When given the opportunity to pay themselves from cash-filled envelopes that participants had been given at the outset, the green shoppers were also more likely to pluck out a little more money than the tallies on their screens entitled them to.

“People do not make decisions in a vacuum,” the researchers concluded, adding that “while mere exposure to green products can have a positive societal effect by inducing pro-social and ethical acts, purchasing green products may license indulgence in self-interested and unethical behaviors.”

I chatted about these studies last week with my colleague Andrew C. Revkin, whose coverage of global warming for The New York Times over the past 15 years has exposed him both to the evolving science as well as to the ebb and flow of popular opinion on what should be done about it, and at what cost.

As I wrote at our Green Inc. blog last week, he was immediately reminded of another widely discussed psychological phenomenon known as the “single-action bias,” a term that arises often in discussions of climate change.

The Center for Research on Environmental Decisions at Columbia University in New York describes the single-action bias this way:

“In response to uncertain and risky situations, humans have a tendency to focus and simplify their decision making. Individuals responding to a threat are likely to rely on one action, even when it provides only incremental protection or risk reduction and may not be the most effective option. People often take no further action, presumably because the first one succeeded in reducing their feeling of worry or vulnerability. This phenomenon is called the single-action bias.”

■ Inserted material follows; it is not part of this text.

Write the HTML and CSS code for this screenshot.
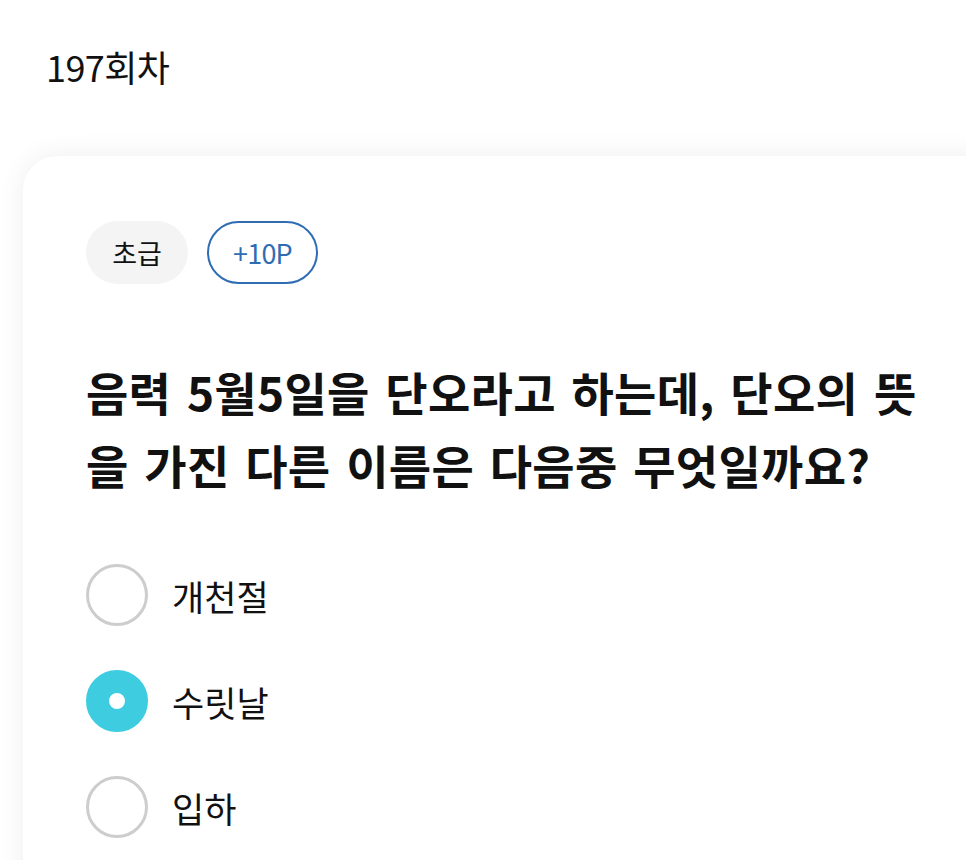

For many citizens of the comparatively wealthy West, the question of climate change is often less a physical threat — at least in the near term — than a moral one. The worst and most immediate risks of a warming planet, after all, accrue to those living in poor, often coastal countries whose communities and livelihoods are more intimately tied to the whims and ravages of nature.

In the rich world, a common response to such a nebulous and faraway problem, however, is to make a minor adjustment and consider our jobs done. “Prompted by a distressing emotional signal,” wrote Jon Gertner in an article on environmental psychology in The New York Times Magazine last year, “we buy a more efficient furnace or insulate our attic or vote for a green candidate — a single action that effectively diminishes global warming as a motivating factor.”

The students in the University of Toronto experiments were not exposed to any perceived threat, of course, but it is possible that their willingness to curtail generosity and resort to thievery was motivated, in part, by having already completed a single, relatively minor action that, to their minds, benefited the world.

And that action, it seems, gave them subsequent license to quietly — and sometimes quite fraudulently — pursue their own private gains.

If that is the case, it is perhaps little wonder that neither the practical risks of climate change, nor the moral imperatives attending it, have done much — at least so far — to bring nations together on a solution.